= Tip of The Thumb Heritage Water Trail =

Nonprofit organization

The Tip of The Thumb Heritage Water Trails is a nonprofit citizens organization working with the Huron County Parks to establish and maintain a water trail along Michigan's Lake Huron's shoreline. It is dependent on public support for its existence and growth. The Water Trail, which is best utilized via sea kayaks by people who have had proper sea kayaking instruction, consists of camp sites and rest areas spaced out along the shore. The trail is still being developed, so there are several large sections with no public landing sites.

==Location==
Some of the important locations are
- Western terminus at Quanicassee River Public Access
- White Rock Roadside Park
- Southern Terminus in Lexington

==Water trails==
Water trails are routes on navigable waterways such as rivers, lakes, and canals for people using small non-motorized boats such as kayaks, canoes, rafts, or rowboats. The trails are designed and implemented to foster an interactive historical educational experience.

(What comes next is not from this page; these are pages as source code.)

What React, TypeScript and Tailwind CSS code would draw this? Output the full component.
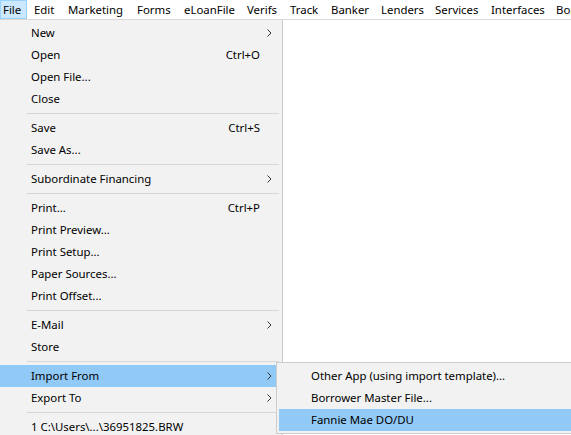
import React from 'react';

type Item =
  | { sep: true }
  | { label: string; shortcut?: string; sub?: boolean; active?: boolean };

// menu bar entries with their cell widths
const bar: [string, string][] = [
  ['File', 'w-[27px]'],
  ['Edit', 'w-[34px]'],
  ['Marketing', 'w-[69px]'],
  ['Forms', 'w-[47px]'],
  ['eLoanFile', 'w-[63px]'],
  ['Verifs', 'w-[43px]'],
  ['Track', 'w-[41px]'],
  ['Banker', 'w-[50px]'],
  ['Lenders', 'w-[54px]'],
  ['Services', 'w-[56px]'],
  ['Interfaces', 'w-[65px]'],
  ['Borrower', 'w-[70px]'],
];

const fileMenu: Item[] = [
  { label: 'New', sub: true },
  { label: 'Open', shortcut: 'Ctrl+O' },
  { label: 'Open File...' },
  { label: 'Close' },
  { sep: true },
  { label: 'Save', shortcut: 'Ctrl+S' },
  { label: 'Save As...' },
  { sep: true },
  { label: 'Subordinate Financing', sub: true },
  { sep: true },
  { label: 'Print...', shortcut: 'Ctrl+P' },
  { label: 'Print Preview...' },
  { label: 'Print Setup...' },
  { label: 'Paper Sources...' },
  { label: 'Print Offset...' },
  { sep: true },
  { label: 'E-Mail', sub: true },
  { label: 'Store' },
  { sep: true },
  { label: 'Import From', sub: true, active: true },
  { label: 'Export To', sub: true },
  { sep: true },
  { label: '1 C:\\Users\\...\\36951825.BRW' },
];

const importMenu = [
  { label: 'Other App (using import template)...' },
  { label: 'Borrower Master File...' },
  { label: 'Fannie Mae DO/DU', active: true },
];

function Chevron() {
  return (
    <svg width="5" height="8" viewBox="0 0 5 8" className="block">
      <path d="M0.5 0.5 L4 4 L0.5 7.5" fill="none" stroke="#333" strokeWidth="1" />
    </svg>
  );
}

function Separator() {
  return (
    <div className="h-[7px] flex items-center ml-[27px] mr-[3px]">
      <div className="h-px w-full bg-[#d7d7d7]" />
    </div>
  );
}

export default function App() {
  return (
    <div className="relative w-[571px] h-[435px] overflow-hidden bg-white text-[11.4px] text-black font-['Noto_Sans',sans-serif] leading-none">
      {/* menu bar */}
      <div className="flex h-[20px] border-b border-[#d9d9d9] whitespace-nowrap">
        {bar.map(([b, w], i) => (
          <div
            key={b}
            className={
              i === 0
                ? `${w} shrink-0 h-[19px] pl-[2px] flex items-center bg-[#cce8ff] border border-[#99d1ff]`
                : `${w} shrink-0 h-[19px] pl-[7px] flex items-center`
            }
          >
            {b}
          </div>
        ))}
      </div>

      {/* File dropdown */}
      <div className="absolute left-0 top-[20px] w-[283px] bg-[#f2f2f2] border-r border-b border-[#cccccc] pt-[2px] pb-[2px]">
        {fileMenu.map((it, i) =>
          'sep' in it ? (
            <Separator key={i} />
          ) : (
            <div
              key={i}
              className={`h-[22px] flex items-center pl-[31px] whitespace-nowrap ${it.active ? 'bg-[#91c9f7]' : ''}`}
            >
              <span className="flex-1">{it.label}</span>
              {it.shortcut && <span>{it.shortcut}</span>}
              <span className="w-[22px] flex items-center pl-[7px]">{it.sub && <Chevron />}</span>
            </div>
          )
        )}
      </div>

      {/* Import From submenu */}
      <div className="absolute left-[276px] top-[362px] w-[310px] bg-[#f2f2f2] border border-[#cccccc] px-[2px] pt-[2px] pb-[2px]">
        {importMenu.map((it) => (
          <div
            key={it.label}
            className={`h-[22px] flex items-center pl-[32px] whitespace-nowrap ${it.active ? 'bg-[#91c9f7]' : ''}`}
          >
            {it.label}
          </div>
        ))}
      </div>
    </div>
  );
}
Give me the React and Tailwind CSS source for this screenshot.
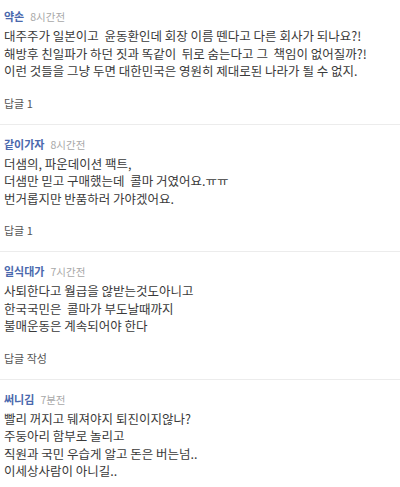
const comments = [
  {
    name: '약손',
    time: '8시간전',
    lines: [
      '대주주가 일본이고  윤동환인데 회장 이름 뗀다고 다른 회사가 되나요?!',
      '해방후 친일파가 하던 짓과 똑같이  뒤로 숨는다고 그  책임이 없어질까?!',
      '이런 것들을 그냥 두면 대한민국은 영원히 제대로된 나라가 될 수 없지.',
    ],
    reply: '답글 1',
  },
  {
    name: '같이가자',
    time: '8시간전',
    lines: [
      '더샘의, 파운데이션 팩트,',
      '더샘만 믿고 구매했는데  콜마 거였어요.ㅠㅠ',
      '번거롭지만 반품하러 가야겠어요.',
    ],
    reply: '답글 1',
  },
  {
    name: '일식대가',
    time: '7시간전',
    lines: [
      '사퇴한다고 월급을 않받는것도아니고',
      '한국국민은  콜마가 부도날때까지',
      '불매운동은 계속되어야 한다',
    ],
    reply: '답글 작성',
  },
  {
    name: '써니김',
    time: '7분전',
    lines: [
      '빨리 꺼지고 뒈져야지 퇴진이지않나?',
      '주둥아리 함부로 놀리고',
      '직원과 국민 우습게 알고 돈은 버는넘..',
      '이세상사람이 아니길..',
    ],
    reply: null,
  },
];

function Comment({ c, first }) {
  return (
    <div className={first ? 'px-1 pt-[9px] pb-[14px]' : 'px-1 pt-[12px] pb-[14px] border-t border-[#ececec]'}>
      <div className="flex items-baseline gap-[6px] leading-[14px]">
        <span className="text-[11px] font-bold text-[#4a68ad]">{c.name}</span>
        <span className="text-[10.5px] text-[#a8a8a8]">{c.time}</span>
      </div>
      <div className="mt-[3px] text-[12.5px] leading-[17.5px] text-[#3a3a3a] whitespace-pre">
        {c.lines.map((l, i) => (
          <div key={i}>{l}</div>
        ))}
      </div>
      {c.reply && (
        <div className="mt-[16px] text-[11px] leading-[14px] text-[#555]">{c.reply}</div>
      )}
    </div>
  );
}

export default function App() {
  return (
    <div
      className="w-[400px] h-[487px] overflow-hidden bg-white"
      style={{ fontFamily: '"Noto Sans CJK KR", "Noto Sans", sans-serif' }}
    >
      {comments.map((c, i) => (
        <Comment key={i} c={c} first={i === 0} />
      ))}
    </div>
  );
}
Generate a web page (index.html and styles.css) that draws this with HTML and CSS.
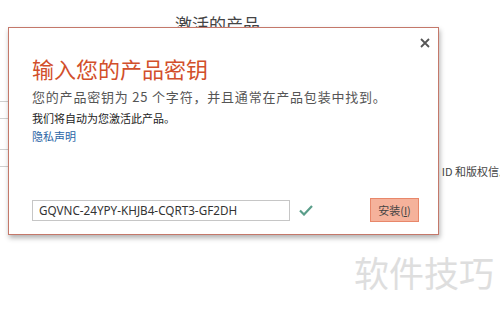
FILE: index.html
```html
<!DOCTYPE html>
<html lang="zh-CN">
<head>
  <meta charset="UTF-8" />
  <title>激活的产品</title>
  <link rel="stylesheet" href="styles.css">
</head>
<body>
  <div class="backdrop">
    <h1 class="page-title">激活的产品</h1>
    <div class="backdrop-body">
      <div class="list">
        <div class="list-row row-a"></div>
        <div class="list-row row-b"></div>
        <div class="list-row row-c"></div>
        <div class="list-row row-d"></div>
      </div>
      <p class="side-info">产品 ID 和版权信息</p>
    </div>
  </div>

  <div class="dialog">
    <button class="close" title="关闭">
      <svg width="10" height="10" viewBox="0 0 10 10">
        <path d="M1 1 L9 9 M9 1 L1 9" stroke="#555" stroke-width="1.8" fill="none" />
      </svg>
    </button>
    <h2 class="dialog-title">输入您的产品密钥</h2>
    <p class="dialog-desc">您的产品密钥为 25 个字符，并且通常在产品包装中找到。</p>
    <p class="dialog-note">我们将自动为您激活此产品。</p>
    <a class="dialog-link" href="#">隐私声明</a>
    <div class="key-row">
      <input class="key-input" type="text" value="GQVNC-24YPY-KHJB4-CQRT3-GF2DH">
      <svg class="key-ok" width="14" height="11" viewBox="0 0 14 11">
        <path d="M1 5.5 L5 9.5 L13 1" stroke="#5a9e8a" stroke-width="2.2" fill="none" />
      </svg>
      <button class="install">安装(<u>I</u>)</button>
    </div>
  </div>

  <div class="watermark">软件技巧</div>
</body>
</html>
```

FILE: styles.css
```css
body {
  margin: 0;
  width: 500px;
  height: 311px;
  overflow: hidden;
  background: #fff;
  font-family: "Noto Sans CJK SC", "Noto Sans", sans-serif;
  color: #444;
  position: relative;
}
.page-title {
  margin: 0;
  padding: 12px 0 0 175px;
  font-size: 17px;
  font-weight: normal;
  color: #444;
  line-height: 24px;
}
.backdrop-body {
  display: flex;
  justify-content: space-between;
}
.list {
  width: 40px;
}
.list-row {
  border-bottom: 1px solid #cfcfcf;
}
.row-a { height: 65px; }
.row-b { height: 16px; }
.row-c { height: 30px; }
.row-d { height: 16px; }
.side-info {
  margin: 127px -10px 0 0;
  font-size: 11px;
  color: #444;
  white-space: nowrap;
}
.dialog {
  position: absolute;
  left: 8px;
  top: 27px;
  width: 429px;
  height: 206px;
  box-sizing: content-box;
  border: 1px solid #c4786a;
  background: #fff;
  box-shadow: 1px 3px 5px rgba(0,0,0,0.3);
  display: flex;
  flex-direction: column;
  padding: 0;
}
.close {
  position: absolute;
  top: 9px;
  right: 7px;
  border: none;
  background: none;
  padding: 0;
  width: 12px;
  height: 12px;
  display: flex;
  align-items: center;
  justify-content: center;
}
.dialog-title {
  margin: 26px 0 0 23px;
  font-size: 22px;
  font-weight: normal;
  color: #d24f2b;
  line-height: 28px;
}
.dialog-desc {
  margin: 6px 0 0 23px;
  font-size: 13px;
  letter-spacing: 0.8px;
  color: #555;
  line-height: 18px;
}
.dialog-note {
  margin: 4px 0 0 23px;
  font-size: 11px;
  color: #222;
  line-height: 16px;
}
.dialog-link {
  margin: 2px 0 0 23px;
  font-size: 11px;
  color: #2b65a5;
  text-decoration: none;
  line-height: 16px;
}
.key-row {
  margin-top: auto;
  margin-bottom: 12px;
  padding: 0 19px 0 23px;
  display: flex;
  align-items: center;
}
.key-input {
  width: 258px;
  height: 21px;
  box-sizing: border-box;
  border: 1px solid #c6c6c6;
  padding: 0 6px;
  font-family: "Noto Sans", sans-serif;
  font-size: 11.7px;
  color: #333;
}
.key-ok {
  margin-left: 9px;
}
.install {
  margin-left: auto;
  width: 49px;
  height: 24px;
  background: #f5b29b;
  border: 1px solid #e8876a;
  font-family: "Noto Sans CJK SC", sans-serif;
  font-size: 11px;
  color: #444;
  padding: 0;
}
.watermark {
  position: absolute;
  left: 354px;
  top: 252px;
  font-size: 35px;
  line-height: 40px;
  color: #dedede;
}
```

A guide provides a more detailed presentation of the historic material in addition to acting as a more conventional water trail guide with maps, put-in points, take-out points, rest stop locations, water, and paddling conditions.

==Huron County==
Huron County, located in the Thumb area of the Lower Peninsula of Michigan, is made up of 27 townships and an area of about 480000 acre. It is surrounded on three sides by Lake Huron and Saginaw Bay, which meet at the north. To its south are Sanilac and Tuscola counties. The Cass, Pinnebog, Sebewaing, and Pigeon rivers all head toward the center of the county and empty into Saginaw Bay. Willow Creek, farther on the east side of the county, empties into Lake Huron.

Drift soil composed of a mixture of clay, sand, and gravel is adapted to the growth of plants and fruit. It is easily tilled, holds moisture well, and allows for proper drainage. This also made Huron County popular.